GIVEN EXERCISE. Copy the data that follows exactly. Include no pictures.

RECORDED INFORMATION.
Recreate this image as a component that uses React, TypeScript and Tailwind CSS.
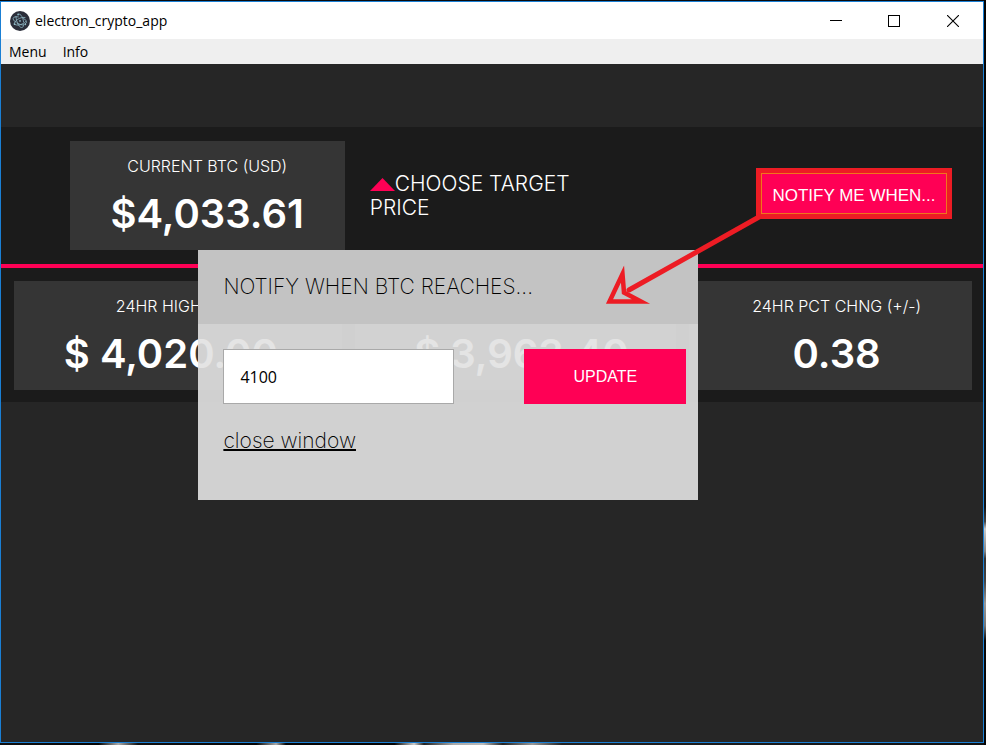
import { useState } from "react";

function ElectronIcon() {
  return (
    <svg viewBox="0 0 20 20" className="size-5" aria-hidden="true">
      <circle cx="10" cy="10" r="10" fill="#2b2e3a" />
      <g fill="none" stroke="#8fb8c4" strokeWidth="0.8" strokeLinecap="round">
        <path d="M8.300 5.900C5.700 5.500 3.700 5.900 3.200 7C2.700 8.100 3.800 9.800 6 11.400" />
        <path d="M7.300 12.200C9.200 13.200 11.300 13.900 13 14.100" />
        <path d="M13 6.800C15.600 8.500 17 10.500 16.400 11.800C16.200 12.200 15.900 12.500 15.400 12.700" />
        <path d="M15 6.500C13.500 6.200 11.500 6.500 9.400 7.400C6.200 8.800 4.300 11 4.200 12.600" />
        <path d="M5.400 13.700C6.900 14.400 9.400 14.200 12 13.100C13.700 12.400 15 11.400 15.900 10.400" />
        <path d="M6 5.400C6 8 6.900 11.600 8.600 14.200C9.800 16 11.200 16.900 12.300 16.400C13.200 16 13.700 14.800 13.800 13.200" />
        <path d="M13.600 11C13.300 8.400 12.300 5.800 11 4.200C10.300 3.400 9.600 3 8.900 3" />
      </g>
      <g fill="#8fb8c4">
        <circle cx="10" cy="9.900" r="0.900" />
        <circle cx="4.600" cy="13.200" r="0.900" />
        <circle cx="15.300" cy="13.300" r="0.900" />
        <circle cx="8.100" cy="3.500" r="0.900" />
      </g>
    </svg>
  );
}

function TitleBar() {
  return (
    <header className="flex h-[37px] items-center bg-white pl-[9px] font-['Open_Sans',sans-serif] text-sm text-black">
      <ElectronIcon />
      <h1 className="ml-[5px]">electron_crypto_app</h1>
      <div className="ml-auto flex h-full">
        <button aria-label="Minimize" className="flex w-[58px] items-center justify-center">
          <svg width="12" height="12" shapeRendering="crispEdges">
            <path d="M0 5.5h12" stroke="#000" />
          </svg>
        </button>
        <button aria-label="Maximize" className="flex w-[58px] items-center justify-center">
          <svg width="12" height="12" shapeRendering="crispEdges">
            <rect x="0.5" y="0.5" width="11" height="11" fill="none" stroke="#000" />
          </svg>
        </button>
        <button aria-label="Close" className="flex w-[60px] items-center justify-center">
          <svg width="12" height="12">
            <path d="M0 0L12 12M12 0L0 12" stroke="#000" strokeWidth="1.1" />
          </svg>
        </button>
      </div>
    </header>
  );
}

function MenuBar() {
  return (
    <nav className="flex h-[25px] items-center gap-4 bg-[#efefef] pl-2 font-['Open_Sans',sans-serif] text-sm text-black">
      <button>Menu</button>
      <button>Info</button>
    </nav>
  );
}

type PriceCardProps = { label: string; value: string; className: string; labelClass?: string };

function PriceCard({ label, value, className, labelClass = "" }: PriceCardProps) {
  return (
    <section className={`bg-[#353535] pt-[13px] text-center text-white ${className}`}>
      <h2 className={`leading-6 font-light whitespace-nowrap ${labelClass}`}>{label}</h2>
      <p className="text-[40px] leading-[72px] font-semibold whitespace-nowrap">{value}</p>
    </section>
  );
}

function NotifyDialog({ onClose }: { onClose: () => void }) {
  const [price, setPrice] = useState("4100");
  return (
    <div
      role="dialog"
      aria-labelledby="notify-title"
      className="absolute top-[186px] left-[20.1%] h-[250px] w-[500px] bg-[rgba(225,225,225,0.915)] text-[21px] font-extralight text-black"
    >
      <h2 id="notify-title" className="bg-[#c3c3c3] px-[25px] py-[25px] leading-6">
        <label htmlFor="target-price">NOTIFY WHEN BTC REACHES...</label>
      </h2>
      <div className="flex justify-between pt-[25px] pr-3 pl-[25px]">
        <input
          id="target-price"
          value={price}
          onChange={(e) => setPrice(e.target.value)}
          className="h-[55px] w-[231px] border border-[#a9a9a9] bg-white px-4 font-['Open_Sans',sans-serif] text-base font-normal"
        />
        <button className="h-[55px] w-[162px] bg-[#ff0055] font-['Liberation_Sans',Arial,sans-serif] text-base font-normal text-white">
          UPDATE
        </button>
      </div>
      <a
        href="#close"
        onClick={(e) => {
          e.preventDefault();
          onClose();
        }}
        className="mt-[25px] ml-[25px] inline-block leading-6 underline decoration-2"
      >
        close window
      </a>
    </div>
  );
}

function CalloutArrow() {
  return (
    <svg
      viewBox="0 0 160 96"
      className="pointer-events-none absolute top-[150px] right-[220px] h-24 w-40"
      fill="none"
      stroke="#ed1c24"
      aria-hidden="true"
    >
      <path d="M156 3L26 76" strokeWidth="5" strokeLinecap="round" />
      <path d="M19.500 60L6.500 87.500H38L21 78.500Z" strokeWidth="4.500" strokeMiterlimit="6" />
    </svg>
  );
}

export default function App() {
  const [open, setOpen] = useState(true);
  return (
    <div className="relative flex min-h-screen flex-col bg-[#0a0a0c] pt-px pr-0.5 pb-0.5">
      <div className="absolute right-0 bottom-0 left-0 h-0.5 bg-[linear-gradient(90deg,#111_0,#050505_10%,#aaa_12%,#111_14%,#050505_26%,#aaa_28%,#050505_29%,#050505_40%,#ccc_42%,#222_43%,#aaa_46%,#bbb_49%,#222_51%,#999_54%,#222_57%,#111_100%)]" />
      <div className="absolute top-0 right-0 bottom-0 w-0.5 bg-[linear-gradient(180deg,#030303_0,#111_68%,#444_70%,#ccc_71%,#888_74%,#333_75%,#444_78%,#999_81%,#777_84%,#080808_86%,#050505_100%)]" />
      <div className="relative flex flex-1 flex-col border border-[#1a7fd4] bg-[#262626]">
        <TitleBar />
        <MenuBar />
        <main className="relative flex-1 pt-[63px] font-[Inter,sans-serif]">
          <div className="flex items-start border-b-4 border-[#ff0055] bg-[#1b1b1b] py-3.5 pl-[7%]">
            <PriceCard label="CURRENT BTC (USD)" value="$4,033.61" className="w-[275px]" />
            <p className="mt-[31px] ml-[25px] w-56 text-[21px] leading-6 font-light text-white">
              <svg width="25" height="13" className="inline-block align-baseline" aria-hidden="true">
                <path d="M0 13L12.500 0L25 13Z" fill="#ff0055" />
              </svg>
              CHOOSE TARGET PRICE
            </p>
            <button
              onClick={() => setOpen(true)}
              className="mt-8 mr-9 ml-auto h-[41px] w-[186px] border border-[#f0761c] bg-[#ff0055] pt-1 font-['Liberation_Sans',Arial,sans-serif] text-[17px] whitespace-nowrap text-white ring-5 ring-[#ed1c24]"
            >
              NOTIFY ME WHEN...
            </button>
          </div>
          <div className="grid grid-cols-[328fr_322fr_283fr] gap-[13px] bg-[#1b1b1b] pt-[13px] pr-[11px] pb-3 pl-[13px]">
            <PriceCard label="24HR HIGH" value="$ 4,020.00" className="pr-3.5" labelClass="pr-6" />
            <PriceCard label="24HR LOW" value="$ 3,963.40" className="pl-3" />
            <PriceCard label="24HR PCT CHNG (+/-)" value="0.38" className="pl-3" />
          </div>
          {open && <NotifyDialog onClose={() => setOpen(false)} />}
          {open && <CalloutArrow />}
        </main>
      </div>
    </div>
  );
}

FINAL RESULT.
Recreate this image as a component that uses React, TypeScript and Tailwind CSS.
import { useState } from "react";

function ElectronIcon() {
  return (
    <svg viewBox="0 0 20 20" className="size-5" aria-hidden="true">
      <circle cx="10" cy="10" r="10" fill="#2b2e3a" />
      <g fill="none" stroke="#8fb8c4" strokeWidth="0.8" strokeLinecap="round">
        <path d="M8.300 5.900C5.700 5.500 3.700 5.900 3.200 7C2.700 8.100 3.800 9.800 6 11.400" />
        <path d="M7.300 12.200C9.200 13.200 11.300 13.900 13 14.100" />
        <path d="M13 6.800C15.600 8.500 17 10.500 16.400 11.800C16.200 12.200 15.900 12.500 15.400 12.700" />
        <path d="M15 6.500C13.500 6.200 11.500 6.500 9.400 7.400C6.200 8.800 4.300 11 4.200 12.600" />
        <path d="M5.400 13.700C6.900 14.400 9.400 14.200 12 13.100C13.700 12.400 15 11.400 15.900 10.400" />
        <path d="M6 5.400C6 8 6.900 11.600 8.600 14.200C9.800 16 11.200 16.900 12.300 16.400C13.200 16 13.700 14.800 13.800 13.200" />
        <path d="M13.600 11C13.300 8.400 12.300 5.800 11 4.200C10.300 3.400 9.600 3 8.900 3" />
      </g>
      <g fill="#8fb8c4">
        <circle cx="10" cy="9.900" r="0.900" />
        <circle cx="4.600" cy="13.200" r="0.900" />
        <circle cx="15.300" cy="13.300" r="0.900" />
        <circle cx="8.100" cy="3.500" r="0.900" />
      </g>
    </svg>
  );
}

function TitleBar() {
  return (
    <header className="flex h-[37px] items-center bg-white pl-[9px] font-['Open_Sans',sans-serif] text-sm text-black">
      <ElectronIcon />
      <h1 className="ml-[5px]">electron_crypto_app</h1>
      <div className="ml-auto flex h-full">
        <button aria-label="Minimize" className="flex w-[58px] items-center justify-center">
          <svg width="12" height="12" shapeRendering="crispEdges">
            <path d="M0 5.5h12" stroke="#000" />
          </svg>
        </button>
        <button aria-label="Maximize" className="flex w-[58px] items-center justify-center">
          <svg width="12" height="12" shapeRendering="crispEdges">
            <rect x="0.5" y="0.5" width="11" height="11" fill="none" stroke="#000" />
          </svg>
        </button>
        <button aria-label="Close" className="flex w-[60px] items-center justify-center">
          <svg width="12" height="12">
            <path d="M0 0L12 12M12 0L0 12" stroke="#000" strokeWidth="1.1" />
          </svg>
        </button>
      </div>
    </header>
  );
}

function MenuBar() {
  return (
    <nav className="flex h-[25px] items-center gap-4 bg-[#efefef] pl-2 font-['Open_Sans',sans-serif] text-sm text-black">
      <button>Menu</button>
      <button>Info</button>
    </nav>
  );
}

type PriceCardProps = { label: string; value: string; className: string; labelClass?: string };

function PriceCard({ label, value, className, labelClass = "" }: PriceCardProps) {
  return (
    <section className={`bg-[#353535] pt-[13px] text-center text-white ${className}`}>
      <h2 className={`leading-6 font-light whitespace-nowrap ${labelClass}`}>{label}</h2>
      <p className="text-[40px] leading-[72px] font-semibold whitespace-nowrap">{value}</p>
    </section>
  );
}

function NotifyDialog({ onClose }: { onClose: () => void }) {
  const [price, setPrice] = useState("4100");
  return (
    <div
      role="dialog"
      aria-labelledby="notify-title"
      className="absolute top-[186px] left-[20.1%] h-[250px] w-[500px] bg-[rgba(225,225,225,0.915)] text-[21px] font-extralight text-black"
    >
      <h2 id="notify-title" className="bg-[#c3c3c3] px-[25px] py-[25px] leading-6">
        <label htmlFor="target-price">NOTIFY WHEN BTC REACHES...</label>
      </h2>
      <div className="flex justify-between pt-[25px] pr-3 pl-[25px]">
        <input
          id="target-price"
          value={price}
          onChange={(e) => setPrice(e.target.value)}
          className="h-[55px] w-[231px] border border-[#a9a9a9] bg-white px-4 font-['Open_Sans',sans-serif] text-base font-normal"
        />
        <button className="h-[55px] w-[162px] bg-[#ff0055] font-['Liberation_Sans',Arial,sans-serif] text-base font-normal text-white">
          UPDATE
        </button>
      </div>
      <a
        href="#close"
        onClick={(e) => {
          e.preventDefault();
          onClose();
        }}
        className="mt-[25px] ml-[25px] inline-block leading-6 underline decoration-2"
      >
        close window
      </a>
    </div>
  );
}

function CalloutArrow() {
  return (
    <svg
      viewBox="0 0 160 96"
      className="pointer-events-none absolute top-[150px] right-[220px] h-24 w-40"
      fill="none"
      stroke="#ed1c24"
      aria-hidden="true"
    >
      <path d="M156 3L26 76" strokeWidth="5" strokeLinecap="round" />
      <path d="M19.500 60L6.500 87.500H38L21 78.500Z" strokeWidth="4.500" strokeMiterlimit="6" />
    </svg>
  );
}

export default function App() {
  const [open, setOpen] = useState(true);
  return (
    <div className="relative flex min-h-screen flex-col bg-[#0a0a0c] pt-px pr-0.5 pb-0.5">
      <div className="absolute right-0 bottom-0 left-0 h-0.5 bg-[linear-gradient(90deg,#111_0,#050505_10%,#aaa_12%,#111_14%,#050505_26%,#aaa_28%,#050505_29%,#050505_40%,#ccc_42%,#222_43%,#aaa_46%,#bbb_49%,#222_51%,#999_54%,#222_57%,#111_100%)]" />
      <div className="absolute top-0 right-0 bottom-0 w-0.5 bg-[linear-gradient(180deg,#030303_0,#111_68%,#444_70%,#ccc_71%,#888_74%,#333_75%,#444_78%,#999_81%,#777_84%,#080808_86%,#050505_100%)]" />
      <div className="relative flex flex-1 flex-col border border-[#1a7fd4] bg-[#262626]">
        <TitleBar />
        <MenuBar />
        <main className="relative flex-1 pt-[63px] font-[Inter,sans-serif]">
          <div className="flex items-start border-b-4 border-[#ff0055] bg-[#1b1b1b] py-3.5 pl-[7%]">
            <PriceCard label="CURRENT BTC (USD)" value="$4,033.61" className="w-[275px]" />
            <p className="mt-[31px] ml-[25px] w-56 text-[21px] leading-6 font-light text-white">
              <svg width="25" height="13" className="inline-block align-baseline" aria-hidden="true">
                <path d="M0 13L12.500 0L25 13Z" fill="#ff0055" />
              </svg>
              CHOOSE TARGET PRICE
            </p>
            <button
              onClick={() => setOpen(true)}
              className="mt-8 mr-9 ml-auto h-[41px] w-[186px] border border-[#f0761c] bg-[#ff0055] pt-1 font-['Liberation_Sans',Arial,sans-serif] text-[17px] whitespace-nowrap text-white ring-5 ring-[#ed1c24]"
            >
              NOTIFY ME WHEN...
            </button>
          </div>
          <div className="grid grid-cols-[328fr_322fr_283fr] gap-[13px] bg-[#1b1b1b] pt-[13px] pr-[11px] pb-3 pl-[13px]">
            <PriceCard label="24HR HIGH" value="$ 4,020.00" className="pr-3.5" labelClass="pr-6" />
            <PriceCard label="24HR LOW" value="$ 3,963.40" className="pl-3" />
            <PriceCard label="24HR PCT CHNG (+/-)" value="0.38" className="pl-3" />
          </div>
          {open && <NotifyDialog onClose={() => setOpen(false)} />}
          {open && <CalloutArrow />}
        </main>
      </div>
    </div>
  );
}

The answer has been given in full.